### Task objective
Make an exact transcription of the material, leaving out all images.

### Recorded data
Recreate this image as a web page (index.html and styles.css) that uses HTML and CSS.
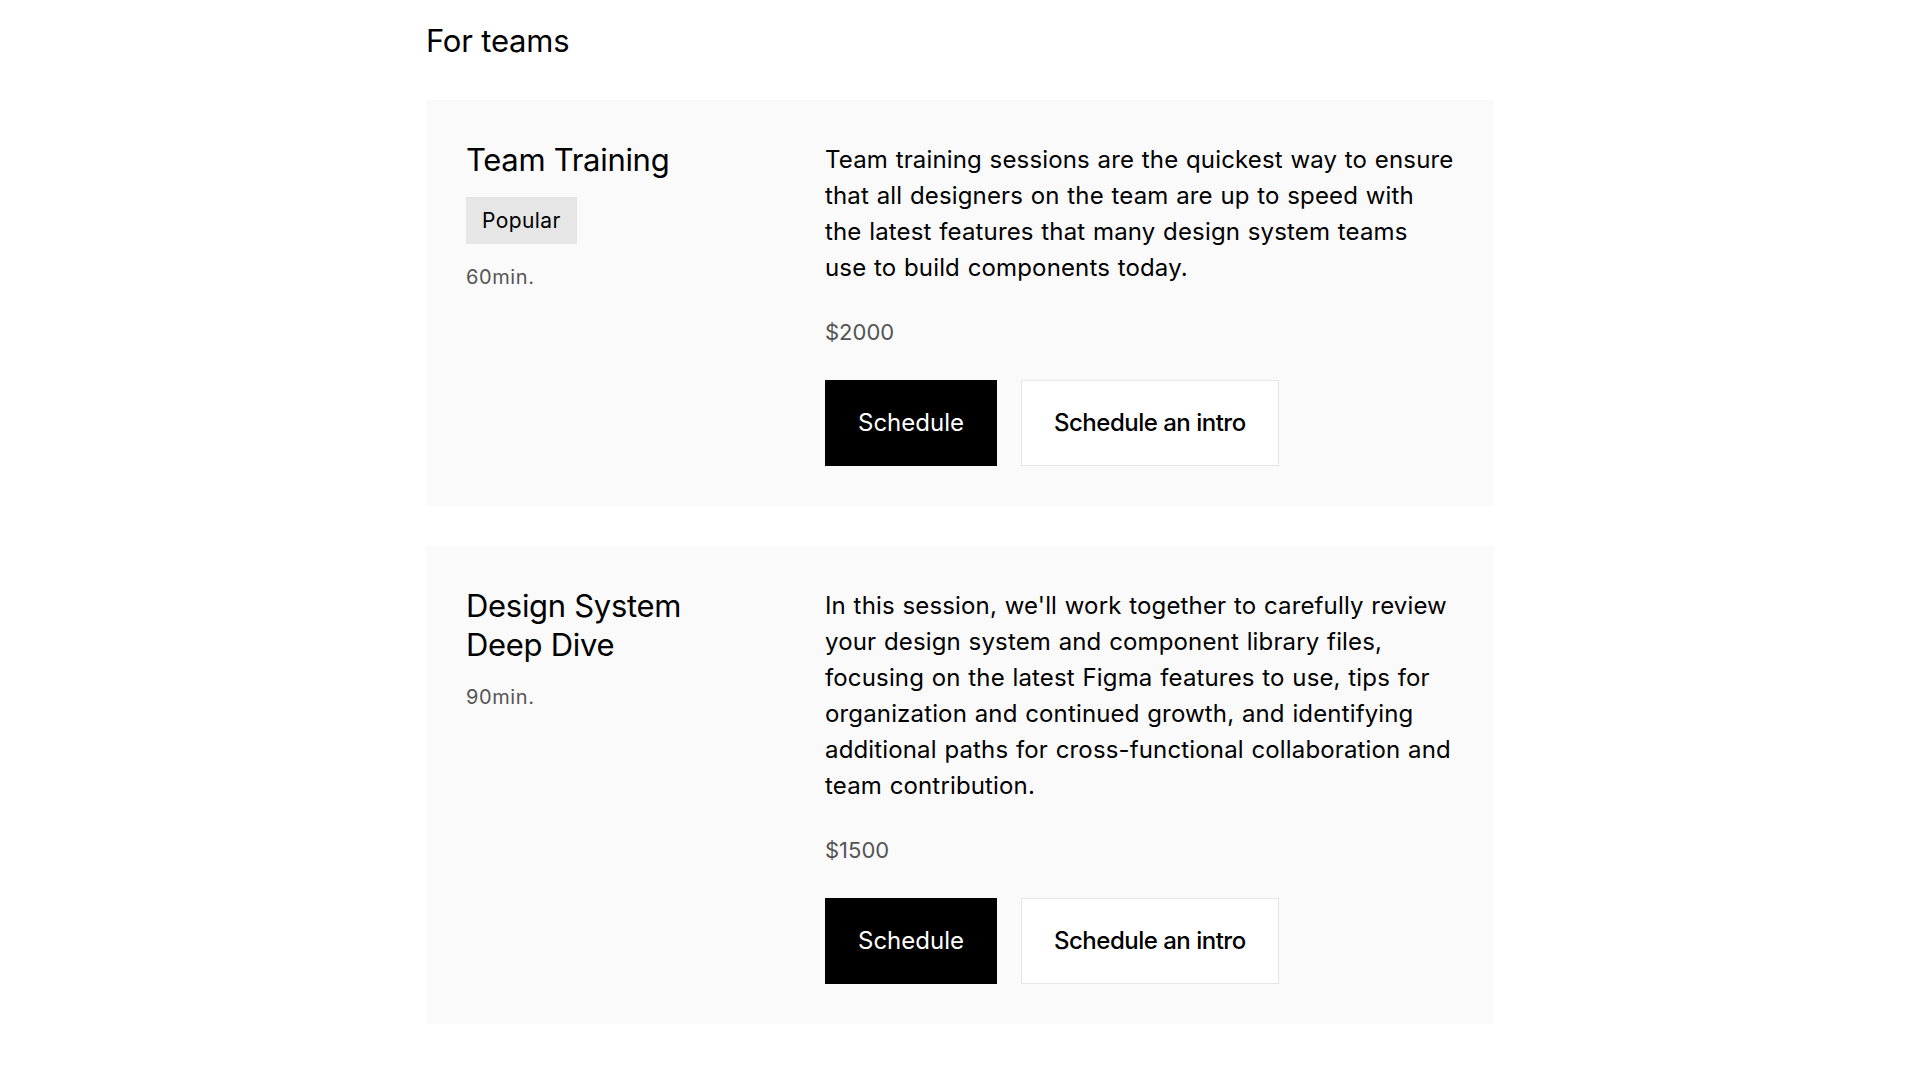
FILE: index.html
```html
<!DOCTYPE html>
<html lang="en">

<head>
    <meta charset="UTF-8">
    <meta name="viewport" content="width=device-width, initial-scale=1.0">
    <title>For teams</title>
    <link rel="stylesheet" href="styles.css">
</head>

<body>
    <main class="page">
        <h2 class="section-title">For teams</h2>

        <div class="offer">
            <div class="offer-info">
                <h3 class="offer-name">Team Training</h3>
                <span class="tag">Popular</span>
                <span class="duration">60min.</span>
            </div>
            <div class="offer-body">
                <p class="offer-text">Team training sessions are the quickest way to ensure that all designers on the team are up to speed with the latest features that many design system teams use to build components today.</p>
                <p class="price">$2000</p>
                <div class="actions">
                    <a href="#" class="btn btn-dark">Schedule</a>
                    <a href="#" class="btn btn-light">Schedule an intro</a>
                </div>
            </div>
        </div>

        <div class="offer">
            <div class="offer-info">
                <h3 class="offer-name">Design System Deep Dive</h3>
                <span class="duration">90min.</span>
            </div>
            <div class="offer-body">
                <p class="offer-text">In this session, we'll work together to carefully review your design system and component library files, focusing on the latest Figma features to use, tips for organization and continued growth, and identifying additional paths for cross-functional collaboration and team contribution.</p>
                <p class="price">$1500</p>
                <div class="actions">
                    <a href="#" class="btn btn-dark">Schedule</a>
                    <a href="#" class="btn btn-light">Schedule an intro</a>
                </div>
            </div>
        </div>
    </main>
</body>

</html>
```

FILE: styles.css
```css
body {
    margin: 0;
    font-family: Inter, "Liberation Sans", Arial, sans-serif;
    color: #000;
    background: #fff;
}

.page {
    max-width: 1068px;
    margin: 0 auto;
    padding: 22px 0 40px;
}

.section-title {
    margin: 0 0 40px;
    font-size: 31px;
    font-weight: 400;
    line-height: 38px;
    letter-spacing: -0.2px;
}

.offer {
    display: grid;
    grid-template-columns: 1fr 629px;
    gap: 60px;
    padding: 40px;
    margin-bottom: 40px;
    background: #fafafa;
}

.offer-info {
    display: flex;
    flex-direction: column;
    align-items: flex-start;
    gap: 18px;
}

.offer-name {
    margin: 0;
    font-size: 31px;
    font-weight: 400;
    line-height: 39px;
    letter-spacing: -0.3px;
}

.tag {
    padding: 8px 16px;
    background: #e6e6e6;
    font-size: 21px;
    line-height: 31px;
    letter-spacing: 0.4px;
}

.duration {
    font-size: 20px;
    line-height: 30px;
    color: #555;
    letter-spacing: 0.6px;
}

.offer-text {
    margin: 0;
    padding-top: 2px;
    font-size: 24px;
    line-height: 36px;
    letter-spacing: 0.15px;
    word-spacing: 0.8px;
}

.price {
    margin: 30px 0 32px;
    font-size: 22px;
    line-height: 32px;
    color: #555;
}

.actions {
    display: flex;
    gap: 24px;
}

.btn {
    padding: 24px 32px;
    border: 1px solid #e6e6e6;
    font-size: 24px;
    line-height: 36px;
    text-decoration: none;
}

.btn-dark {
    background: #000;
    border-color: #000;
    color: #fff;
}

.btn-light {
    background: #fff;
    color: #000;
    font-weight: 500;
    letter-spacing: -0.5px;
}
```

### Task result
Recreate this image as a web page (index.html and styles.css) that uses HTML and CSS.
FILE: index.html
```html
<!DOCTYPE html>
<html lang="en">

<head>
    <meta charset="UTF-8">
    <meta name="viewport" content="width=device-width, initial-scale=1.0">
    <title>For teams</title>
    <link rel="stylesheet" href="styles.css">
</head>

<body>
    <main class="page">
        <h2 class="section-title">For teams</h2>

        <div class="offer">
            <div class="offer-info">
                <h3 class="offer-name">Team Training</h3>
                <span class="tag">Popular</span>
                <span class="duration">60min.</span>
            </div>
            <div class="offer-body">
                <p class="offer-text">Team training sessions are the quickest way to ensure that all designers on the team are up to speed with the latest features that many design system teams use to build components today.</p>
                <p class="price">$2000</p>
                <div class="actions">
                    <a href="#" class="btn btn-dark">Schedule</a>
                    <a href="#" class="btn btn-light">Schedule an intro</a>
                </div>
            </div>
        </div>

        <div class="offer">
            <div class="offer-info">
                <h3 class="offer-name">Design System Deep Dive</h3>
                <span class="duration">90min.</span>
            </div>
            <div class="offer-body">
                <p class="offer-text">In this session, we'll work together to carefully review your design system and component library files, focusing on the latest Figma features to use, tips for organization and continued growth, and identifying additional paths for cross-functional collaboration and team contribution.</p>
                <p class="price">$1500</p>
                <div class="actions">
                    <a href="#" class="btn btn-dark">Schedule</a>
                    <a href="#" class="btn btn-light">Schedule an intro</a>
                </div>
            </div>
        </div>
    </main>
</body>

</html>
```

FILE: styles.css
```css
body {
    margin: 0;
    font-family: Inter, "Liberation Sans", Arial, sans-serif;
    color: #000;
    background: #fff;
}

.page {
    max-width: 1068px;
    margin: 0 auto;
    padding: 22px 0 40px;
}

.section-title {
    margin: 0 0 40px;
    font-size: 31px;
    font-weight: 400;
    line-height: 38px;
    letter-spacing: -0.2px;
}

.offer {
    display: grid;
    grid-template-columns: 1fr 629px;
    gap: 60px;
    padding: 40px;
    margin-bottom: 40px;
    background: #fafafa;
}

.offer-info {
    display: flex;
    flex-direction: column;
    align-items: flex-start;
    gap: 18px;
}

.offer-name {
    margin: 0;
    font-size: 31px;
    font-weight: 400;
    line-height: 39px;
    letter-spacing: -0.3px;
}

.tag {
    padding: 8px 16px;
    background: #e6e6e6;
    font-size: 21px;
    line-height: 31px;
    letter-spacing: 0.4px;
}

.duration {
    font-size: 20px;
    line-height: 30px;
    color: #555;
    letter-spacing: 0.6px;
}

.offer-text {
    margin: 0;
    padding-top: 2px;
    font-size: 24px;
    line-height: 36px;
    letter-spacing: 0.15px;
    word-spacing: 0.8px;
}

.price {
    margin: 30px 0 32px;
    font-size: 22px;
    line-height: 32px;
    color: #555;
}

.actions {
    display: flex;
    gap: 24px;
}

.btn {
    padding: 24px 32px;
    border: 1px solid #e6e6e6;
    font-size: 24px;
    line-height: 36px;
    text-decoration: none;
}

.btn-dark {
    background: #000;
    border-color: #000;
    color: #fff;
}

.btn-light {
    background: #fff;
    color: #000;
    font-weight: 500;
    letter-spacing: -0.5px;
}
```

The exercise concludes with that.